[Written problem]: Take the material below and retype it in full; pictures are left out.

[Data supplied]:

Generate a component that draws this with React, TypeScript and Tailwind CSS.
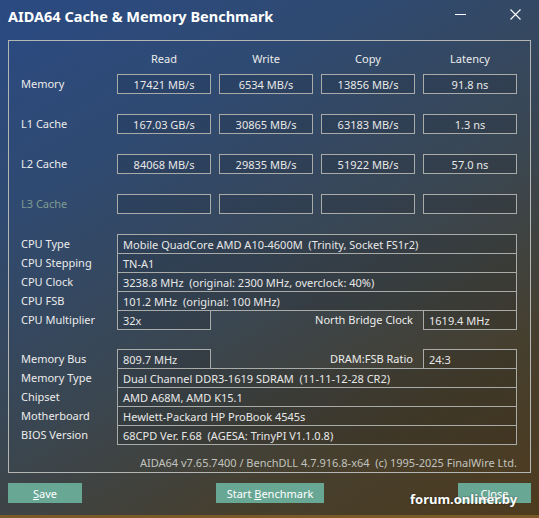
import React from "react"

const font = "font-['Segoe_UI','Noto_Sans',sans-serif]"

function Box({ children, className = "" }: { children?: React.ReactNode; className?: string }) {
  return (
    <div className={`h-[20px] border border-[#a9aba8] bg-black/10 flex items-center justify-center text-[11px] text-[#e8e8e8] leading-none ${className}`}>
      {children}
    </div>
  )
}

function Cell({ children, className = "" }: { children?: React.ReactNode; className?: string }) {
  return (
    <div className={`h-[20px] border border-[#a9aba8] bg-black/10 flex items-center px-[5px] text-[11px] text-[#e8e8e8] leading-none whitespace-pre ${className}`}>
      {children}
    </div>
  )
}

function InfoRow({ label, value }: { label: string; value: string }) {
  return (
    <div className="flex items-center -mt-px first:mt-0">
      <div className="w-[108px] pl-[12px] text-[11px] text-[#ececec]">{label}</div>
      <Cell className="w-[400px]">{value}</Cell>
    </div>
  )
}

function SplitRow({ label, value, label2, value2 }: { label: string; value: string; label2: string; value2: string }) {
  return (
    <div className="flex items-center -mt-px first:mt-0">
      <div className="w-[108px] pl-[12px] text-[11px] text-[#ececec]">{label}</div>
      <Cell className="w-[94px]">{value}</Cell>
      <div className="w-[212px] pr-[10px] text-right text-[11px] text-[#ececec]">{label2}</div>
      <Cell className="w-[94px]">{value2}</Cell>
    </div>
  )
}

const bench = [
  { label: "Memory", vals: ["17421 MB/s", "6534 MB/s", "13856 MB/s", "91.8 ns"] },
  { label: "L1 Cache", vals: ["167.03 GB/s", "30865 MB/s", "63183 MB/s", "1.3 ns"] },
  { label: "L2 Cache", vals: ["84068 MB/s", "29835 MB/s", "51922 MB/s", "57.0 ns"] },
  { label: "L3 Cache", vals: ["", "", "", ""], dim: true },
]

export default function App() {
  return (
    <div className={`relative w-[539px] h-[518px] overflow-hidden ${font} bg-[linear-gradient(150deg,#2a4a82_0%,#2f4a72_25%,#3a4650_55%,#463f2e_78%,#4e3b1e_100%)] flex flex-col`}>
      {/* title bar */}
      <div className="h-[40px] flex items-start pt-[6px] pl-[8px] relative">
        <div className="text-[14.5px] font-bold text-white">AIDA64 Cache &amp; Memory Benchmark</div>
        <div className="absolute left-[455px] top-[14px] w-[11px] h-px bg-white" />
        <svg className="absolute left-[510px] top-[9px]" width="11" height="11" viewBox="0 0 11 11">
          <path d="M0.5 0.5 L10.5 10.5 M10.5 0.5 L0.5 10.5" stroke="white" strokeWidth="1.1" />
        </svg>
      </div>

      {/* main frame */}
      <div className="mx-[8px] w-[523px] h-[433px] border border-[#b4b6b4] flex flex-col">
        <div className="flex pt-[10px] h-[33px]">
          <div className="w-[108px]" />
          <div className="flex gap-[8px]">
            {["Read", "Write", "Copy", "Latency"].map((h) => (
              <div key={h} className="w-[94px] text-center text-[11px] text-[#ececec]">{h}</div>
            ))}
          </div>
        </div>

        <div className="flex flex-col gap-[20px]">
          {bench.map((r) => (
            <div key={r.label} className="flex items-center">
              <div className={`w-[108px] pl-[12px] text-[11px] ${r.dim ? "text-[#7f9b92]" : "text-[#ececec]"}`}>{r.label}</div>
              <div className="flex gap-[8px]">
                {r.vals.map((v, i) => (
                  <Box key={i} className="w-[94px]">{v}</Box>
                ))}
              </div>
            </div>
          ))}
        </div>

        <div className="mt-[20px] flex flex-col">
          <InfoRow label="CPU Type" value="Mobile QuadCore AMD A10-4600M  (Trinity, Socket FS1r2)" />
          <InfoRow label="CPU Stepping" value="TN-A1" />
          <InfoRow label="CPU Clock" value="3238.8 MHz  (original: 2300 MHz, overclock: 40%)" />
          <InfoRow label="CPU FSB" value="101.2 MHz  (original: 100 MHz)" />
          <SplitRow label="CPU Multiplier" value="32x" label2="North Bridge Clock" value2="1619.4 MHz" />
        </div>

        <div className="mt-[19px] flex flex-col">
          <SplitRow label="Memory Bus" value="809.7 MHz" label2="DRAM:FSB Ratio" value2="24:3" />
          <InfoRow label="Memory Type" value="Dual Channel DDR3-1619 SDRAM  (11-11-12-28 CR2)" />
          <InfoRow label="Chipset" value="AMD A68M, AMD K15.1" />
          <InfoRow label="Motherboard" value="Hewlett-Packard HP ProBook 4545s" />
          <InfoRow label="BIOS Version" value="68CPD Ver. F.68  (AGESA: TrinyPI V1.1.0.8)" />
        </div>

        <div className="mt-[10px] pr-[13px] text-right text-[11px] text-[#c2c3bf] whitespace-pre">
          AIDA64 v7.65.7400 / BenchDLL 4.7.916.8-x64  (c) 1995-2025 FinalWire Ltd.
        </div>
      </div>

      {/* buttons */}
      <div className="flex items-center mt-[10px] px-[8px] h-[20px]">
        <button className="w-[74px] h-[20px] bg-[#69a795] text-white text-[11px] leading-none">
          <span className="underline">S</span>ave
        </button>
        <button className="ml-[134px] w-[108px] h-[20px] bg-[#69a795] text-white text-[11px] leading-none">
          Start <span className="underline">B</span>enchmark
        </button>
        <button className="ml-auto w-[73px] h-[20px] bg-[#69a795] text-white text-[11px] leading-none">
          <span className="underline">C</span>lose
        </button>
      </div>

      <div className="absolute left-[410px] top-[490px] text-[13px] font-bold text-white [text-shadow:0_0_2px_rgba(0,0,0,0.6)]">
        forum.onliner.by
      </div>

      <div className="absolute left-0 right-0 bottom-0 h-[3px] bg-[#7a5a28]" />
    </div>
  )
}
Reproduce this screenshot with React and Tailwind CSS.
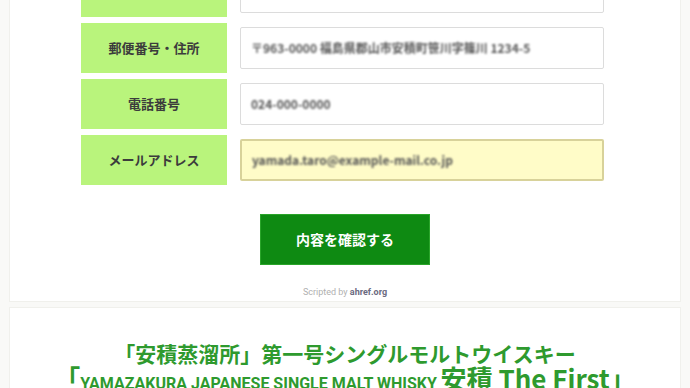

[Task answer]:
Generate a component that draws this with React, TypeScript and Tailwind CSS.
import React from "react"

const font = "font-['Segoe_UI','Noto_Sans',sans-serif]"

function Box({ children, className = "" }: { children?: React.ReactNode; className?: string }) {
  return (
    <div className={`h-[20px] border border-[#a9aba8] bg-black/10 flex items-center justify-center text-[11px] text-[#e8e8e8] leading-none ${className}`}>
      {children}
    </div>
  )
}

function Cell({ children, className = "" }: { children?: React.ReactNode; className?: string }) {
  return (
    <div className={`h-[20px] border border-[#a9aba8] bg-black/10 flex items-center px-[5px] text-[11px] text-[#e8e8e8] leading-none whitespace-pre ${className}`}>
      {children}
    </div>
  )
}

function InfoRow({ label, value }: { label: string; value: string }) {
  return (
    <div className="flex items-center -mt-px first:mt-0">
      <div className="w-[108px] pl-[12px] text-[11px] text-[#ececec]">{label}</div>
      <Cell className="w-[400px]">{value}</Cell>
    </div>
  )
}

function SplitRow({ label, value, label2, value2 }: { label: string; value: string; label2: string; value2: string }) {
  return (
    <div className="flex items-center -mt-px first:mt-0">
      <div className="w-[108px] pl-[12px] text-[11px] text-[#ececec]">{label}</div>
      <Cell className="w-[94px]">{value}</Cell>
      <div className="w-[212px] pr-[10px] text-right text-[11px] text-[#ececec]">{label2}</div>
      <Cell className="w-[94px]">{value2}</Cell>
    </div>
  )
}

const bench = [
  { label: "Memory", vals: ["17421 MB/s", "6534 MB/s", "13856 MB/s", "91.8 ns"] },
  { label: "L1 Cache", vals: ["167.03 GB/s", "30865 MB/s", "63183 MB/s", "1.3 ns"] },
  { label: "L2 Cache", vals: ["84068 MB/s", "29835 MB/s", "51922 MB/s", "57.0 ns"] },
  { label: "L3 Cache", vals: ["", "", "", ""], dim: true },
]

export default function App() {
  return (
    <div className={`relative w-[539px] h-[518px] overflow-hidden ${font} bg-[linear-gradient(150deg,#2a4a82_0%,#2f4a72_25%,#3a4650_55%,#463f2e_78%,#4e3b1e_100%)] flex flex-col`}>
      {/* title bar */}
      <div className="h-[40px] flex items-start pt-[6px] pl-[8px] relative">
        <div className="text-[14.5px] font-bold text-white">AIDA64 Cache &amp; Memory Benchmark</div>
        <div className="absolute left-[455px] top-[14px] w-[11px] h-px bg-white" />
        <svg className="absolute left-[510px] top-[9px]" width="11" height="11" viewBox="0 0 11 11">
          <path d="M0.5 0.5 L10.5 10.5 M10.5 0.5 L0.5 10.5" stroke="white" strokeWidth="1.1" />
        </svg>
      </div>

      {/* main frame */}
      <div className="mx-[8px] w-[523px] h-[433px] border border-[#b4b6b4] flex flex-col">
        <div className="flex pt-[10px] h-[33px]">
          <div className="w-[108px]" />
          <div className="flex gap-[8px]">
            {["Read", "Write", "Copy", "Latency"].map((h) => (
              <div key={h} className="w-[94px] text-center text-[11px] text-[#ececec]">{h}</div>
            ))}
          </div>
        </div>

        <div className="flex flex-col gap-[20px]">
          {bench.map((r) => (
            <div key={r.label} className="flex items-center">
              <div className={`w-[108px] pl-[12px] text-[11px] ${r.dim ? "text-[#7f9b92]" : "text-[#ececec]"}`}>{r.label}</div>
              <div className="flex gap-[8px]">
                {r.vals.map((v, i) => (
                  <Box key={i} className="w-[94px]">{v}</Box>
                ))}
              </div>
            </div>
          ))}
        </div>

        <div className="mt-[20px] flex flex-col">
          <InfoRow label="CPU Type" value="Mobile QuadCore AMD A10-4600M  (Trinity, Socket FS1r2)" />
          <InfoRow label="CPU Stepping" value="TN-A1" />
          <InfoRow label="CPU Clock" value="3238.8 MHz  (original: 2300 MHz, overclock: 40%)" />
          <InfoRow label="CPU FSB" value="101.2 MHz  (original: 100 MHz)" />
          <SplitRow label="CPU Multiplier" value="32x" label2="North Bridge Clock" value2="1619.4 MHz" />
        </div>

        <div className="mt-[19px] flex flex-col">
          <SplitRow label="Memory Bus" value="809.7 MHz" label2="DRAM:FSB Ratio" value2="24:3" />
          <InfoRow label="Memory Type" value="Dual Channel DDR3-1619 SDRAM  (11-11-12-28 CR2)" />
          <InfoRow label="Chipset" value="AMD A68M, AMD K15.1" />
          <InfoRow label="Motherboard" value="Hewlett-Packard HP ProBook 4545s" />
          <InfoRow label="BIOS Version" value="68CPD Ver. F.68  (AGESA: TrinyPI V1.1.0.8)" />
        </div>

        <div className="mt-[10px] pr-[13px] text-right text-[11px] text-[#c2c3bf] whitespace-pre">
          AIDA64 v7.65.7400 / BenchDLL 4.7.916.8-x64  (c) 1995-2025 FinalWire Ltd.
        </div>
      </div>

      {/* buttons */}
      <div className="flex items-center mt-[10px] px-[8px] h-[20px]">
        <button className="w-[74px] h-[20px] bg-[#69a795] text-white text-[11px] leading-none">
          <span className="underline">S</span>ave
        </button>
        <button className="ml-[134px] w-[108px] h-[20px] bg-[#69a795] text-white text-[11px] leading-none">
          Start <span className="underline">B</span>enchmark
        </button>
        <button className="ml-auto w-[73px] h-[20px] bg-[#69a795] text-white text-[11px] leading-none">
          <span className="underline">C</span>lose
        </button>
      </div>

      <div className="absolute left-[410px] top-[490px] text-[13px] font-bold text-white [text-shadow:0_0_2px_rgba(0,0,0,0.6)]">
        forum.onliner.by
      </div>

      <div className="absolute left-0 right-0 bottom-0 h-[3px] bg-[#7a5a28]" />
    </div>
  )
}
Reproduce this screenshot with React and Tailwind CSS.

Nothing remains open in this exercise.